Letter: Weak Justification for Jones Library Demolition/Expansion
I’m going to go out on a limb here and give an answer to a question that I’ve been asking for a while.
My question is this. Why are the backers of the planned partial demolition and expansion of the Jones Library so determined to push this project forward, rather than make the long overdue repairs, that they’re willing to damage a historical landmark, rely on shaky promises of future funding, not file required financial disclosures to the town and the Massachusetts Board of Library Commissioners to conceal that fact, and ignore historical preservation laws and guidelines, resulting in putting the fiscal health of the town at risk when our services and schools are woefully underfunded?
I’m told that there’s a fair amount of ego involved, but that has never been a satisfactory answer, and I don’t believe that there is any venal corruption involved.
So I will take them at their word. The only real substantive reasons I’ve heard for this massive and expensive undertaking are the desire for a community center and its assorted functions, and for creating better “sight lines”. As for a community center, after the opening of the new elementary school, Wildwood school will be empty. It has everything anyone could want in a community center: classrooms, offices, parking, cafeteria, library, sports hall, playing fields, and more. If you want a teen space, a basketball court is close to essential. The coffee shop concession would surely be an interesting business proposition. Wildwood has more to offer as a community center than the expanded Jones ever could, and it’s already ADA compliant.

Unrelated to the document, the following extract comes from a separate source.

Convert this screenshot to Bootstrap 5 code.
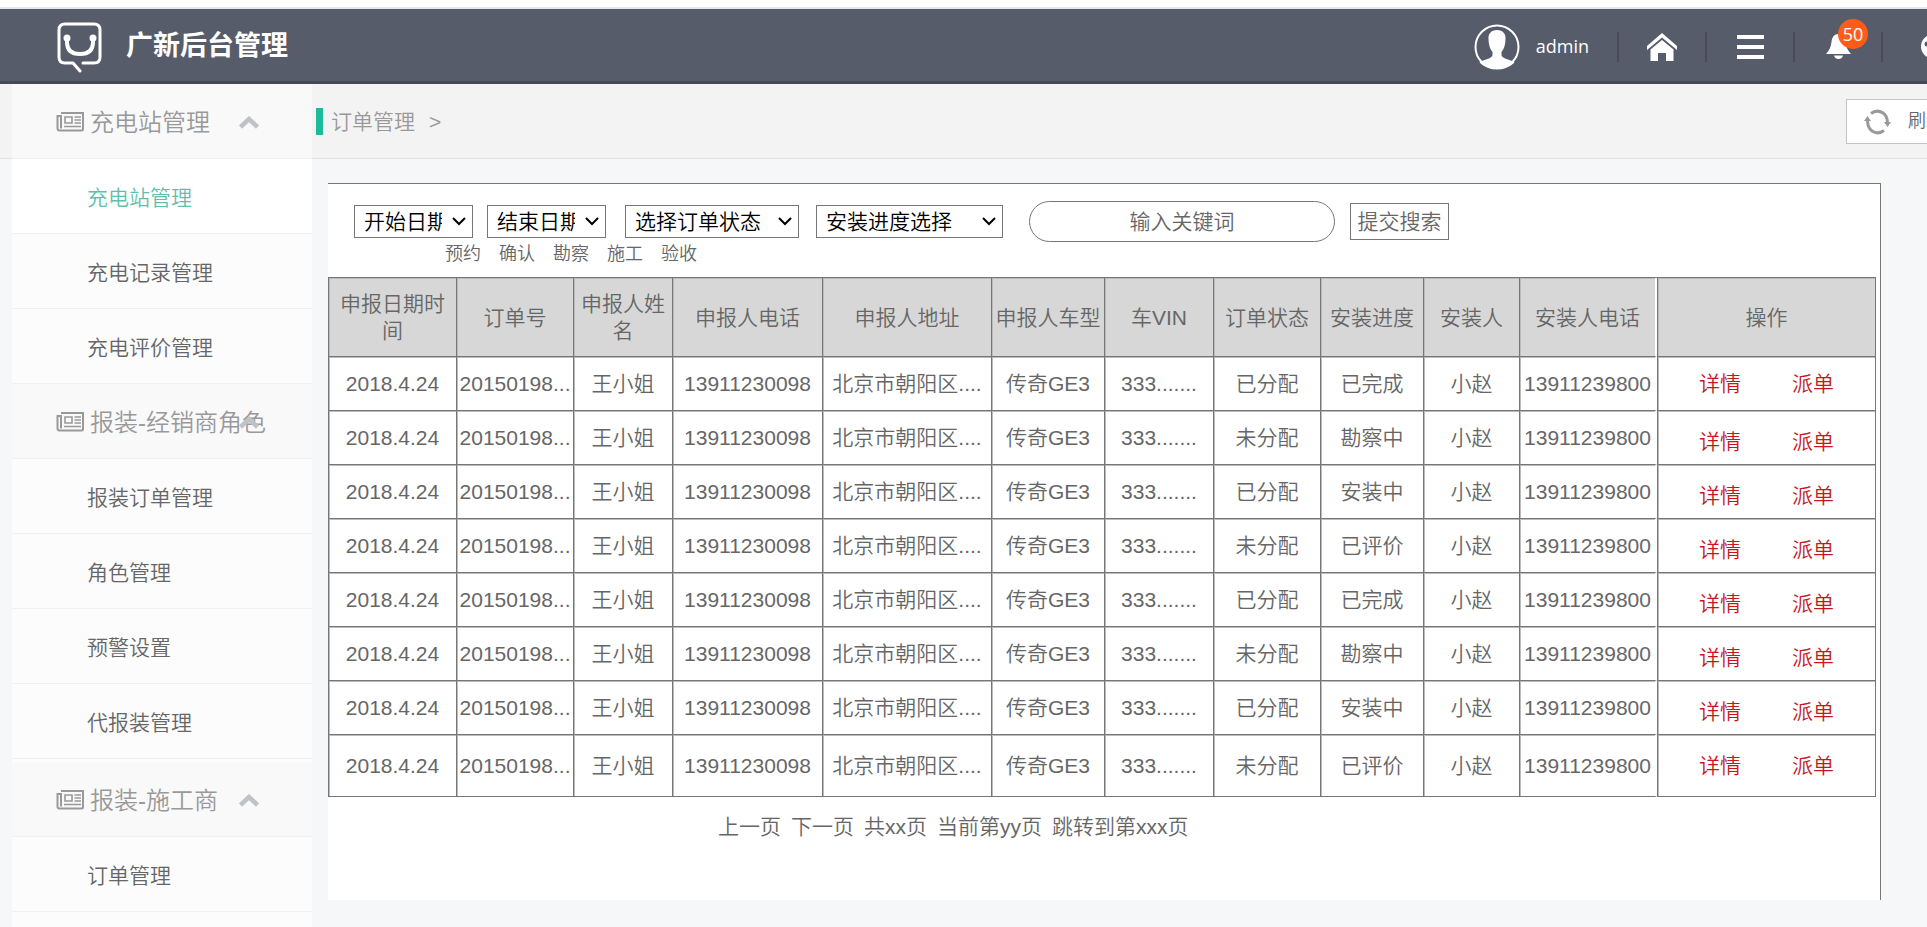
<!DOCTYPE html>
<html lang="zh-CN">
<head>
<meta charset="utf-8">
<meta name="viewport" content="width=device-width, initial-scale=1">
<title>广新后台管理</title>
<link href="https://cdn.jsdelivr.net/npm/bootstrap@5.3.0/dist/css/bootstrap.min.css" rel="stylesheet">
<style>
  body { font-family: "Liberation Sans", "Noto Sans CJK SC", sans-serif; font-weight: 350; font-size: 21px; line-height: 27px; color: #666; background: #f6f7f9; }
  a { color: inherit; text-decoration: none; }

  /* top bar */
  .page-edge { height: 9px; background: #fff; border-bottom: 2px solid #e6e8ed; }
  .topbar { height: 75px; padding-top: 3px; background: #575c6a; border-bottom: 3px solid #454956; color: #fff; }
  .brand-logo { margin-left: 56px; }
  .brand-name { font-size: 27px; font-weight: 700; margin-left: 23px; }
  .user-link { font-family: "Open Sans", "Noto Sans", sans-serif; font-weight: 400; font-size: 18px; gap: 16px; margin-right: 28px; }
  .tool { width: 88px; height: 30px; border-left: 2px solid #484b59; }
  .tool-last { width: 46px; padding-left: 37px; }
  .tool .count { left: 43px; top: -13px; width: 30px; height: 30px; border-radius: 50%; background: #ff5c1a; font-family: "Open Sans", "Noto Sans", sans-serif; font-weight: 400; font-size: 18px; line-height: 30px; }

  /* page body: crumb strip runs behind the sidebar */
  .shell { background: linear-gradient(#f3f3f3 74px, #e2e2e2 74px, #e2e2e2 75px, #f6f7f9 75px); padding-left: 12px; }
  .sidebar { width: 300px; background: #fcfcfc; }
  .side-group, .side-link { height: 75px; border-bottom: 1px solid #f0f0f0; padding-top: 2px; }
  .side-group { background: #f9f9f9; color: #999; font-size: 24px; padding-left: 44px; gap: 5px; border-radius: 0; }
  .side-group.spaced { margin-top: 3px; }
  .side-group .fold { right: 53px; top: 32px; }
  .side-link { padding-left: 75px; }
  .side-link.active { background: #fff; color: #5fbfab; }

  .crumbs { height: 75px; padding-left: 4px; color: #999; }
  .crumbs .accent { width: 7px; height: 27px; background: #1abc9c; margin-right: 8px; }
  .crumbs a { margin-right: 14px; }
  .refresh { width: 118px; height: 45px; margin-right: -37px; padding-left: 17px; gap: 17px; border: 1px solid #c4c4c4; background: #fff; color: #666; font-size: 18px; font-weight: 350; }

  .panel { margin: 24px 46px 27px 16px; background: #fff; border-top: 1px solid #767676; border-right: 1px solid #767676; }
  .filters { padding: 17px 26px 0; }
  .pick { appearance: none; height: 33px; border: 1px solid #767676; border-radius: 0; color: #000; font-weight: 350; padding: 0 30px 0 9px;
    background: #fff url("data:image/svg+xml,%3Csvg xmlns='http://www.w3.org/2000/svg' width='14' height='9'%3E%3Cpath d='M1 1l6 6 6-6' fill='none' stroke='%23000' stroke-width='2'/%3E%3C/svg%3E") no-repeat right 6px center; }
  .pick-date { width: 119px; margin-right: 14px; }
  .pick-state { width: 174px; margin: 0 17px 0 5px; }
  .pick-step { width: 187px; margin-right: 26px; }
  .keyword { width: 306px; height: 41px; border: 1px solid #767676; border-radius: 21px; text-align: center; color: #666; font-weight: 350; margin-right: 15px; }
  .keyword::placeholder { color: #666; opacity: 1; }
  .search { width: 99px; height: 37px; padding: 0; border: 1px solid #767676; background: #fff; color: #666; font-weight: 350; }
  .stages { padding-left: 117px; gap: 18px; font-size: 18px; line-height: 25px; }

  .orders { margin: 10px 6px 0 0; }
  .orders table { table-layout: fixed; border-collapse: separate; border-spacing: 0; border-top: 1px solid #767676; border-right: 1px solid #767676; }
  .orders th, .orders td { height: 54px; padding: 0; text-align: center; vertical-align: middle; font-weight: 350; white-space: nowrap; border-left: 1px solid #767676; border-bottom: 1px solid #767676; box-shadow: inset 1px 1px 0 #bbb; }
  .orders th { height: 79px; padding: 0 2px; background: #d7d7d7; white-space: normal; }
  .orders tr > :nth-child(11) { border-right: 2px solid #fff; }
  .orders tbody tr:last-child td { height: 62px; }
  .orders tbody tr:not(:first-child):not(:last-child) .acts { padding-top: 8px; }
  .acts a { color: #c8161d; }
  .acts a + a { margin-left: 51px; }
  .pager { gap: 10px; margin: 16px 0 0 390px; }
</style>
</head>
<body class="vh-100 overflow-hidden d-flex flex-column">

<div class="page-edge flex-shrink-0"></div>
<header class="topbar d-flex align-items-center flex-shrink-0">
  <svg class="brand-logo" width="47" height="52" viewBox="0 0 47 52" fill="none" stroke="#fff" stroke-width="3" stroke-linecap="round" stroke-linejoin="round" aria-hidden="true">
    <path d="M27 42H38Q44 42 44 36V9Q44 3 38 3H9Q3 3 3 9V36Q3 42 9 42H17L24 50"/>
    <path d="M11 17V21Q11 33 24 33Q37 33 37 21V17" stroke-width="4"/>
    <circle cx="11" cy="17" r="2"/><circle cx="37" cy="17" r="2"/>
  </svg>
  <span class="brand-name">广新后台管理</span>

  <nav class="d-flex align-items-center ms-auto" aria-label="工具">
    <a href="#" class="user-link d-flex align-items-center">
      <svg width="46" height="46" viewBox="0 0 46 46" aria-hidden="true">
        <circle cx="23" cy="23" r="21.500" fill="none" stroke="#fff" stroke-width="2"/>
        <path fill="#fff" d="M23 6c-6 0-9 4-8.500 9 .2 6 1.500 10 4 13v3c0 4-9 4-13 7.500C10 43 16 45 23 45s13-2 17.500-6.500C36.500 35 27.500 35 27.500 31v-3c2.500-3 3.800-7 4-13C32 10 29 6 23 6z"/>
      </svg>
      <span>admin</span>
    </a>
    <a href="#" class="tool d-flex align-items-center justify-content-center" aria-label="首页">
      <svg width="30" height="28" viewBox="0 0 30 28" fill="#fff"><path d="M15 0L0 13v4L15 4.500 30 17v-4z"/><path d="M15 7L3.500 16.500V28H11v-8h8v8h7.500V16.500z"/></svg>
    </a>
    <a href="#" class="tool d-flex align-items-center justify-content-center" aria-label="菜单">
      <svg width="27" height="24" viewBox="0 0 27 24" fill="#fff"><path d="M0 0h27v4H0zM0 10h27v4H0zM0 20h27v4H0z"/></svg>
    </a>
    <a href="#" class="tool position-relative d-flex align-items-center justify-content-center" aria-label="消息 50">
      <svg width="25" height="25" viewBox="0 0 25 25" fill="#fff"><path d="M12.500 0C7.500 0 6 4 5.500 8c-.5 5-2.500 9-5.500 12h25c-3-3-5-7-5.500-12-.5-4-2-8-7-8zM8 21.500h9c-.5 2-2 3.500-4.500 3.500S8.500 23.500 8 21.500z"/></svg>
      <span class="count position-absolute text-center">50</span>
    </a>
    <a href="#" class="tool tool-last overflow-hidden d-flex align-items-center" aria-label="主题">
      <svg class="flex-shrink-0" width="25" height="25" viewBox="0 0 25 25"><circle cx="13" cy="12.500" r="12" fill="#fff"/><circle cx="7" cy="10" r="2.500" fill="#575c6a"/><circle cx="15" cy="6" r="2" fill="#575c6a"/></svg>
    </a>
  </nav>
</header>

<div class="shell d-flex flex-grow-1 overflow-hidden">
  <nav class="sidebar flex-shrink-0 overflow-hidden" aria-label="主菜单">
    <a href="#" class="side-group position-relative d-flex align-items-center"><svg width="29" height="20" viewBox="0 0 29 20" fill="none" stroke="#999" stroke-width="2"><path d="M5 1H27V17Q27 18.500 25.500 18.500H3.500Q1.500 18.500 1.500 16V4H5V16.500"/><path d="M9 5h7v6H9zM18.500 5H25M18.500 8H25M18.500 11H25M8 14.500H25" stroke-width="1.600"/></svg><span>充电站管理</span><svg class="fold position-absolute" width="20" height="13" viewBox="0 0 20 13"><path d="M1.500 11L10 3l8.500 8" fill="none" stroke="#bfc3c7" stroke-width="4.500"/></svg></a>
    <a href="#" class="side-link active d-flex align-items-center">充电站管理</a>
    <a href="#" class="side-link d-flex align-items-center">充电记录管理</a>
    <a href="#" class="side-link d-flex align-items-center">充电评价管理</a>
    <a href="#" class="side-group position-relative d-flex align-items-center"><svg width="29" height="20" viewBox="0 0 29 20" fill="none" stroke="#999" stroke-width="2"><path d="M5 1H27V17Q27 18.500 25.500 18.500H3.500Q1.500 18.500 1.500 16V4H5V16.500"/><path d="M9 5h7v6H9zM18.500 5H25M18.500 8H25M18.500 11H25M8 14.500H25" stroke-width="1.600"/></svg><span>报装-经销商角色</span><svg class="fold position-absolute" width="20" height="13" viewBox="0 0 20 13"><path d="M1.500 11L10 3l8.500 8" fill="none" stroke="#bfc3c7" stroke-width="4.500"/></svg></a>
    <a href="#" class="side-link d-flex align-items-center">报装订单管理</a>
    <a href="#" class="side-link d-flex align-items-center">角色管理</a>
    <a href="#" class="side-link d-flex align-items-center">预警设置</a>
    <a href="#" class="side-link d-flex align-items-center">代报装管理</a>
    <a href="#" class="side-group spaced position-relative d-flex align-items-center"><svg width="29" height="20" viewBox="0 0 29 20" fill="none" stroke="#999" stroke-width="2"><path d="M5 1H27V17Q27 18.500 25.500 18.500H3.500Q1.500 18.500 1.500 16V4H5V16.500"/><path d="M9 5h7v6H9zM18.500 5H25M18.500 8H25M18.500 11H25M8 14.500H25" stroke-width="1.600"/></svg><span>报装-施工商</span><svg class="fold position-absolute" width="20" height="13" viewBox="0 0 20 13"><path d="M1.500 11L10 3l8.500 8" fill="none" stroke="#bfc3c7" stroke-width="4.500"/></svg></a>
    <a href="#" class="side-link d-flex align-items-center">订单管理</a>
  </nav>

  <main class="d-flex flex-column flex-grow-1 overflow-hidden">
    <div class="crumbs d-flex align-items-center flex-shrink-0">
      <span class="accent"></span>
      <a href="#">订单管理</a><span>&gt;</span>
      <button type="button" class="refresh d-flex align-items-center flex-shrink-0 ms-auto">
        <svg class="flex-shrink-0" width="27" height="26" viewBox="0 0 27 26" fill="none" stroke="#999" stroke-width="3"><path d="M7 4.500Q13 0 19 4Q23.500 7 23.500 14M20 21.500Q14 26 8 22Q3.500 19 3.500 11"/><path d="M20 13h7l-3.500 5zM0 12h7l-3.500-5z" fill="#999" stroke="none"/></svg>
        <span class="flex-shrink-0">刷新</span>
      </button>
    </div>

    <section class="panel flex-grow-1">
      <form class="filters d-flex align-items-center">
        <select class="pick pick-date" aria-label="开始日期"><option>开始日期</option></select>
        <select class="pick pick-date" aria-label="结束日期"><option>结束日期</option></select>
        <select class="pick pick-state" aria-label="订单状态"><option>选择订单状态</option></select>
        <select class="pick pick-step" aria-label="安装进度"><option>安装进度选择</option></select>
        <input class="keyword" type="text" placeholder="输入关键词" aria-label="关键词">
        <button type="submit" class="search">提交搜索</button>
      </form>
      <div class="stages d-flex"><span>预约</span><span>确认</span><span>勘察</span><span>施工</span><span>验收</span></div>

      <div class="orders">
        <table class="w-100">
          <colgroup><col width="128"><col width="117"><col width="99"><col width="150"><col width="169"><col width="113"><col width="109"><col width="107"><col width="103"><col width="96"><col width="138"><col width="218"></colgroup>
          <thead>
            <tr><th>申报日期时间</th><th>订单号</th><th>申报人姓名</th><th>申报人电话</th><th>申报人地址</th><th>申报人车型</th><th>车VIN</th><th>订单状态</th><th>安装进度</th><th>安装人</th><th>安装人电话</th><th>操作</th></tr>
          </thead>
          <tbody>
            <tr><td>2018.4.24</td><td>20150198...</td><td>王小姐</td><td>13911230098</td><td>北京市朝阳区....</td><td>传奇GE3</td><td>333.......</td><td>已分配</td><td>已完成</td><td>小赵</td><td>13911239800</td><td class="acts"><a href="#">详情</a><a href="#">派单</a></td></tr>
            <tr><td>2018.4.24</td><td>20150198...</td><td>王小姐</td><td>13911230098</td><td>北京市朝阳区....</td><td>传奇GE3</td><td>333.......</td><td>未分配</td><td>勘察中</td><td>小赵</td><td>13911239800</td><td class="acts"><a href="#">详情</a><a href="#">派单</a></td></tr>
            <tr><td>2018.4.24</td><td>20150198...</td><td>王小姐</td><td>13911230098</td><td>北京市朝阳区....</td><td>传奇GE3</td><td>333.......</td><td>已分配</td><td>安装中</td><td>小赵</td><td>13911239800</td><td class="acts"><a href="#">详情</a><a href="#">派单</a></td></tr>
            <tr><td>2018.4.24</td><td>20150198...</td><td>王小姐</td><td>13911230098</td><td>北京市朝阳区....</td><td>传奇GE3</td><td>333.......</td><td>未分配</td><td>已评价</td><td>小赵</td><td>13911239800</td><td class="acts"><a href="#">详情</a><a href="#">派单</a></td></tr>
            <tr><td>2018.4.24</td><td>20150198...</td><td>王小姐</td><td>13911230098</td><td>北京市朝阳区....</td><td>传奇GE3</td><td>333.......</td><td>已分配</td><td>已完成</td><td>小赵</td><td>13911239800</td><td class="acts"><a href="#">详情</a><a href="#">派单</a></td></tr>
            <tr><td>2018.4.24</td><td>20150198...</td><td>王小姐</td><td>13911230098</td><td>北京市朝阳区....</td><td>传奇GE3</td><td>333.......</td><td>未分配</td><td>勘察中</td><td>小赵</td><td>13911239800</td><td class="acts"><a href="#">详情</a><a href="#">派单</a></td></tr>
            <tr><td>2018.4.24</td><td>20150198...</td><td>王小姐</td><td>13911230098</td><td>北京市朝阳区....</td><td>传奇GE3</td><td>333.......</td><td>已分配</td><td>安装中</td><td>小赵</td><td>13911239800</td><td class="acts"><a href="#">详情</a><a href="#">派单</a></td></tr>
            <tr><td>2018.4.24</td><td>20150198...</td><td>王小姐</td><td>13911230098</td><td>北京市朝阳区....</td><td>传奇GE3</td><td>333.......</td><td>未分配</td><td>已评价</td><td>小赵</td><td>13911239800</td><td class="acts"><a href="#">详情</a><a href="#">派单</a></td></tr>
          </tbody>
        </table>
      </div>

      <div class="pager d-flex"><a href="#">上一页</a><a href="#">下一页</a><span>共xx页</span><span>当前第yy页</span><span>跳转到第xxx页</span></div>
    </section>
  </main>
</div>

<script src="https://cdn.jsdelivr.net/npm/bootstrap@5.3.0/dist/js/bootstrap.bundle.min.js"></script>
</body>
</html>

The sight lines argument is very worrisome to me. It’s a reflection of the current fashion in library design. The newly built libraries in Sunderland and Hadley are large open spaces. I’ve been to other libraries in large and small municipalities across the country, and where it is a new library, it inevitably has large open spaces. Older libraries not so much. The open space design is a modern innovation. The problem I have with exploding the Jones in this way is that no one knows how long this fashion is going to last, especially with computers increasingly taking the place of books and periodicals.
The open format for elementary school classrooms was all the rage in school design for a few decades, but it was eventually deemed a failure. Wildwood and Fort River were built with open classrooms, but after a few years room dividers were put in place when it was decided that the open plan didn’t work.
The open plan for libraries may or may not be a good idea. Only time will tell, but if we tear out the inside of the Jones we won’t be able to put it back. We’ll be stuck with a fashion choice that may not work out. Meanwhile, what we have in terms of layout is certainly good enough. Those of us who use and love the Jones know that it has served the town well for nearly 100 years and continues to do so. The adjectives I hear most often are “cozy” and “home-like”, not “cramped”. This new design is certainly shiny, but how long did the paint job on your ‘68 VW van stay shiny?
Lou Conover
Lou Conover is a resident of Amherst’s District `1
Thank you!! You have said what so many of us are thinking. This project feels like a train that has gone off the tracks and is rampaging along with no one trying to stop it. To tear down a beautiful historic building that we all love and replace it with a monstrosity seems to be so obviously a mistake that it is difficult to understand how it got started and how it has managed to come so far. And wasting the money that we have already spent is bad enough but wasting so much more money and burdening the Amherst taxpayers for decades to pay for destroying a building we all love is unfathomable. Let’s fix the roof and do what is necessary for ADA compliance and love the beautiful library that we have.
John and Sarah Lambdin
I think the much-needed indoor pickleball courts would get more use in the three adult reading room spaces like the one pictured above!